Ali Efendi neler olduğunu tek tek anlatmaya başladı.:
- Ey alem Padişahı!.. Su işte burada. Fakat ben askere suyu doyumluk vermiyorum. Çünkü onlar cenk meydanında vuruşuyor ve terliyor. Diledikleri kadar su versem belki hasta olurlar ve zaferimiz tehlikeye girer..
Yüzünde hiç öfke eseri görülmeyen Ali Efendi, sözünü bitirir bitirmez sırtındaki kırbayı olanca kuvvetiyle yere vurdu. Herkez gözlerini hayret ve dehşetle açmış ona bakıyordu. Kırbanın düşüp parçalandığı yerde az sonra bir su, hem de coşkun bir su…
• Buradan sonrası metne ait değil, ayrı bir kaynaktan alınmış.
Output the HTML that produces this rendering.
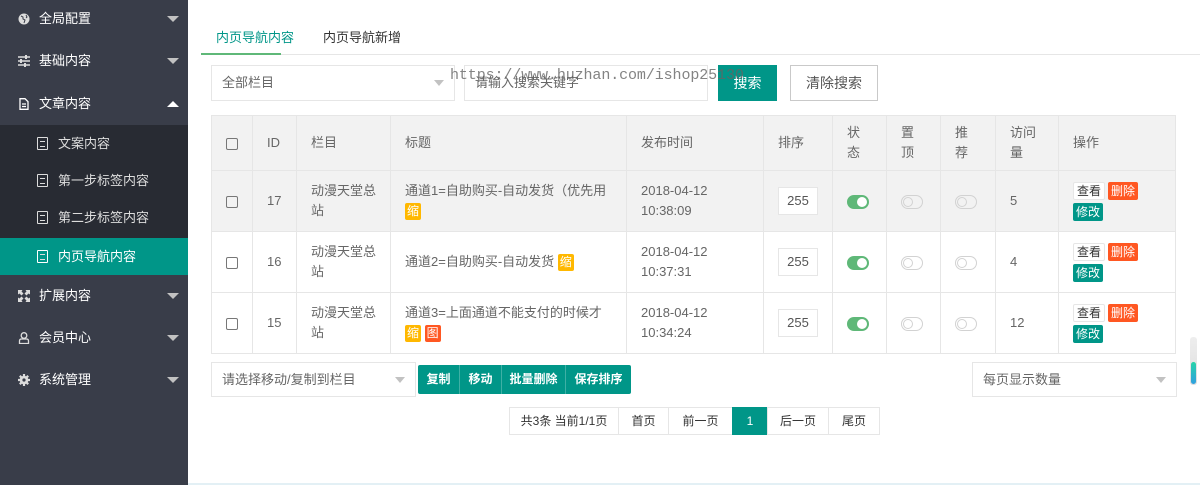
<!DOCTYPE html><html><head><meta charset="utf-8"><style>
*{box-sizing:border-box;margin:0;padding:0}
body{width:1200px;height:485px;overflow:hidden;background:#fff;font-family:"Liberation Sans","Noto Sans CJK SC",sans-serif;font-size:13px;color:#666;position:relative}
.sb{position:absolute;left:0;top:0;width:188px;height:485px;background:#393D49}
.it{position:absolute;left:0;width:188px;color:#fff;font-size:13px;line-height:20px}
.it .ic{position:absolute;left:18px;top:4px;width:12px;height:12px}
.it .tx{position:absolute;left:39px}
.it .ar{position:absolute;left:167px;top:7px;border-left:6px solid transparent;border-right:6px solid transparent;border-top:6px solid #c2c2c2}
.sub{position:absolute;top:125px;left:0;width:188px;height:113px;background:#282B33}
.si{position:absolute;left:0;width:188px;height:37px;line-height:37px;color:#ddd}
.si .tx{position:absolute;left:58px}
.doc{position:absolute;left:37px;top:12px;width:11px;height:13px;border:1.5px solid #ddd;border-radius:1px}
.doc:after{content:"";position:absolute;left:1.5px;top:3px;width:5px;height:4px;border-top:1.5px solid #ddd;border-bottom:1.5px solid #ddd}
.a{position:absolute}
.tab{top:27px;font-size:13px;color:#333}
.sel{border:1px solid #e6e6e6;background:#fff;height:36px;line-height:34px;padding-left:10px;color:#666}
.tri{position:absolute;border-left:5px solid transparent;border-right:5px solid transparent;border-top:6px solid #c2c2c2}
table{position:absolute;left:211px;top:115px;border-collapse:collapse;width:965px}
td,th{border:1px solid #e6e6e6;text-align:left;padding:0 14px;font-weight:normal;vertical-align:middle;line-height:20px}
th{background:#f2f2f2;height:55px}
td{height:61px}
tr.h td{background:#f2f2f2}
.cb{display:inline-block;width:12px;height:12px;border:1px solid #777;border-radius:2px;vertical-align:middle}
.tg{display:inline-block;background:#FFB800;color:#fff;font-size:12px;line-height:17px;padding:0 2px;border-radius:2px;margin-top:2px}
.tg.r{background:#FF5722}
.num{display:inline-block;width:40px;height:28px;border:1px solid #e6e6e6;background:#fff;line-height:26px;text-align:center;color:#555}
.sw{display:inline-block;width:22px;height:14px;border-radius:7px;border:1px solid #d2d2d2;position:relative;vertical-align:middle}
.sw:after{content:"";position:absolute;left:1px;top:1px;width:10px;height:10px;border-radius:50%;border:1px solid #d2d2d2;box-sizing:border-box}
.sw.on{background:#5FB878;border-color:#5FB878}
.sw.on:after{left:9px;background:#fff;border-color:#fff}
.b{display:inline-block;font-size:12px;line-height:18px;padding:0 3px;border-radius:2px;color:#fff}
.bv{border:1px solid #e6e6e6;color:#333;background:#fff;line-height:16px}
.bd{background:#FF5722;margin-left:3px}
.be{background:#009688;margin-top:2px}
.pg{position:absolute;top:407px;height:28px;line-height:26px;border:1px solid #e6e6e6;text-align:center;font-size:12px;color:#333;background:#fff}
</style></head><body>
<div class="sb">
<div class="it" style="top:9px"><svg class="ic" viewBox="0 0 12 12"><circle cx="6" cy="6" r="5.5" fill="#ddd"/><path d="M3 3l2 1 0 2 2 1-1 3M8 2l1 2-1 1" stroke="#393D49" fill="none"/></svg><span class="tx">全局配置</span><i class="ar"></i></div>
<div class="it" style="top:51px"><svg class="ic" viewBox="0 0 12 12"><path d="M0 2h12M0 6h12M0 10h12" stroke="#ddd" stroke-width="1.4"/><rect x="7" y="0" width="2" height="4" fill="#ddd"/><rect x="2" y="4" width="2" height="4" fill="#ddd"/><rect x="6" y="8" width="2" height="4" fill="#ddd"/></svg><span class="tx">基础内容</span><i class="ar"></i></div>
<div class="it" style="top:94px"><svg class="ic" viewBox="0 0 12 12"><path d="M2 .7h5l3 3V11.3H2z M4 6h4M4 8.5h4" stroke="#fff" stroke-width="1.3" fill="none"/></svg><span class="tx">文章内容</span><i class="ar" style="border-top:0;border-bottom:6px solid #fff"></i></div>
<div class="sub">
<div class="si" style="top:0"><i class="doc"></i><span class="tx">文案内容</span></div>
<div class="si" style="top:37px"><i class="doc"></i><span class="tx">第一步标签内容</span></div>
<div class="si" style="top:74px"><i class="doc"></i><span class="tx">第二步标签内容</span></div>
</div>
<div class="si" style="top:238px;background:#009688;color:#fff"><i class="doc" style="border-color:#fff"></i><span class="tx">内页导航内容</span></div>
<div class="it" style="top:286px"><svg class="ic" viewBox="0 0 12 12"><path d="M0 0h4.5L3.5 1.5 5.5 3.5 3.5 5.5 1.5 3.5 0 4.5z M12 0v4.5L10.5 3.5 8.5 5.5 6.5 3.5 8.5 1.5 7.5 0z M0 12V7.5l1.5 1 2-2 2 2-2 2 1 1.5z M12 12H7.5l1-1.5-2-2 2-2 2 2 1.5-1z" fill="#ddd"/></svg><span class="tx">扩展内容</span><i class="ar"></i></div>
<div class="it" style="top:328px"><svg class="ic" viewBox="0 0 12 12"><circle cx="6" cy="3.5" r="2.8" stroke="#ddd" stroke-width="1.3" fill="none"/><path d="M1.5 11.5v-2.5q0-2 2-2h5q2 0 2 2v2.5z" stroke="#ddd" stroke-width="1.3" fill="none"/></svg><span class="tx">会员中心</span><i class="ar"></i></div>
<div class="it" style="top:370px"><svg class="ic" viewBox="0 0 12 12"><circle cx="6" cy="6" r="4.3" fill="#ddd"/><path d="M6 0v12M0 6h12M1.8 1.8l8.4 8.4M10.2 1.8l-8.4 8.4" stroke="#ddd" stroke-width="2.2"/><circle cx="6" cy="6" r="1.6" fill="#393D49"/></svg><span class="tx">系统管理</span><i class="ar"></i></div>
</div>

<div class="a tab" style="left:216px;color:#009688">内页导航内容</div>
<div class="a tab" style="left:323px">内页导航新增</div>
<div class="a" style="left:201px;top:54px;width:999px;height:1px;background:#e6e6e6"></div>
<div class="a" style="left:201px;top:53px;width:80px;height:2px;background:#5FB878"></div>

<div class="a sel" style="left:211px;top:65px;width:244px">全部栏目</div>
<i class="a tri" style="left:434px;top:80px"></i>
<div class="a sel" style="left:464px;top:65px;width:244px">请输入搜索关键字</div>
<div class="a" style="left:718px;top:65px;width:59px;height:36px;line-height:36px;background:#009688;color:#fff;text-align:center;font-size:14px">搜索</div>
<div class="a" style="left:790px;top:65px;width:88px;height:36px;line-height:34px;border:1px solid #c9c9c9;color:#555;text-align:center;font-size:14px">清除搜索</div>
<div class="a" style="left:450px;top:67px;font-family:'Liberation Mono',monospace;font-size:15px;color:rgba(100,100,100,.8);letter-spacing:-0.1px">https://www.huzhan.com/ishop25130</div>

<table>
<tr><th style="width:41px"><i class="cb"></i></th><th style="width:44px">ID</th><th style="width:94px">栏目</th><th style="width:236px">标题</th><th style="width:137px">发布时间</th><th style="width:68px">排序</th><th style="width:54px">状<br>态</th><th style="width:54px">置<br>顶</th><th style="width:55px">推<br>荐</th><th style="width:63px">访问<br>量</th><th>操作</th></tr>
<tr class="h"><td><i class="cb"></i></td><td>17</td><td>动漫天堂总<br>站</td><td>通道1=自助购买-自动发货（优先用<br><span class="tg">缩</span></td><td>2018-04-12<br>10:38:09</td><td><span class="num">255</span></td><td><i class="sw on"></i></td><td><i class="sw"></i></td><td><i class="sw"></i></td><td>5</td><td><span class="b bv">查看</span><span class="b bd">删除</span><br><span class="b be">修改</span></td></tr>
<tr><td><i class="cb"></i></td><td>16</td><td>动漫天堂总<br>站</td><td>通道2=自助购买-自动发货 <span class="tg">缩</span></td><td>2018-04-12<br>10:37:31</td><td><span class="num">255</span></td><td><i class="sw on"></i></td><td><i class="sw"></i></td><td><i class="sw"></i></td><td>4</td><td><span class="b bv">查看</span><span class="b bd">删除</span><br><span class="b be">修改</span></td></tr>
<tr><td><i class="cb"></i></td><td>15</td><td>动漫天堂总<br>站</td><td>通道3=上面通道不能支付的时候才<br><span class="tg">缩</span> <span class="tg r">图</span></td><td>2018-04-12<br>10:34:24</td><td><span class="num">255</span></td><td><i class="sw on"></i></td><td><i class="sw"></i></td><td><i class="sw"></i></td><td>12</td><td><span class="b bv">查看</span><span class="b bd">删除</span><br><span class="b be">修改</span></td></tr>
</table>

<div class="a sel" style="left:211px;top:362px;width:205px;height:35px">请选择移动/复制到栏目</div>
<i class="a tri" style="left:395px;top:377px"></i>
<div class="a" style="left:418px;top:365px;width:213px;height:29px;background:#009688;border-radius:2px;color:#fff;font-size:12px;line-height:29px;font-weight:bold">
<span class="a" style="left:0;width:42px;text-align:center;border-right:1px solid #3fb0a5">复制</span><span class="a" style="left:42px;width:42px;text-align:center;border-right:1px solid #3fb0a5">移动</span><span class="a" style="left:84px;width:64px;text-align:center;border-right:1px solid #3fb0a5">批量删除</span><span class="a" style="left:148px;width:65px;text-align:center">保存排序</span></div>
<div class="a sel" style="left:972px;top:362px;width:205px;height:35px">每页显示数量</div>
<i class="a tri" style="left:1156px;top:377px"></i>

<div class="pg" style="left:509px;width:110px">共3条 当前1/1页</div>
<div class="pg" style="left:618px;width:51px">首页</div>
<div class="pg" style="left:668px;width:65px">前一页</div>
<div class="pg" style="left:732px;width:36px;background:#009688;border-color:#009688;color:#fff">1</div>
<div class="pg" style="left:767px;width:62px">后一页</div>
<div class="pg" style="left:828px;width:52px">尾页</div>

<div class="a" style="left:1190px;top:337px;width:7px;height:48px;border-radius:3px;background:linear-gradient(#eee,#ddd)"></div>
<div class="a" style="left:1191px;top:362px;width:5px;height:22px;border-radius:3px;background:linear-gradient(#27d3a8,#2fa0e0)"></div>
<div class="a" style="left:188px;top:483px;width:1012px;height:2px;background:#e3f0f5"></div>
</body></html>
Sanki toprak ağlıyor da gözyaşlarını fetih ordusunun ayaklarına sepiyordu…
O dem oracıkta bir su pınar pınar çağlamaya başladı. Fatih Sultan Muhammed Han, sakabaşı Ali Efendi'nin kerametler sahibi mübarek bir zat olduğunu anladı ve ona:
- Ne murad edersin ey derya Ali? Iste ki verelim!..
Derya Ali'nin bu dünya ile nesi olabilirdi ki…O tamamiyle gönlünü yüce Rabbine bağlamış, Hakkın zikriyle ömür nefeslerinin incilerini pırıldatmıştı. Bir başka sevdanın, bir başka aşkın deryasında gark olmuştu.
O fetih ordusunda çarpışan nice Allah dostu vardı ki adı, sanı bilinmez ama onlar Allah yolunda Allah için kurmuş oldukları bu devletin her döneminde onu yükseltmek için çabalamışlar, ömür nefeslerini bu uğurda tüketmişlerdi.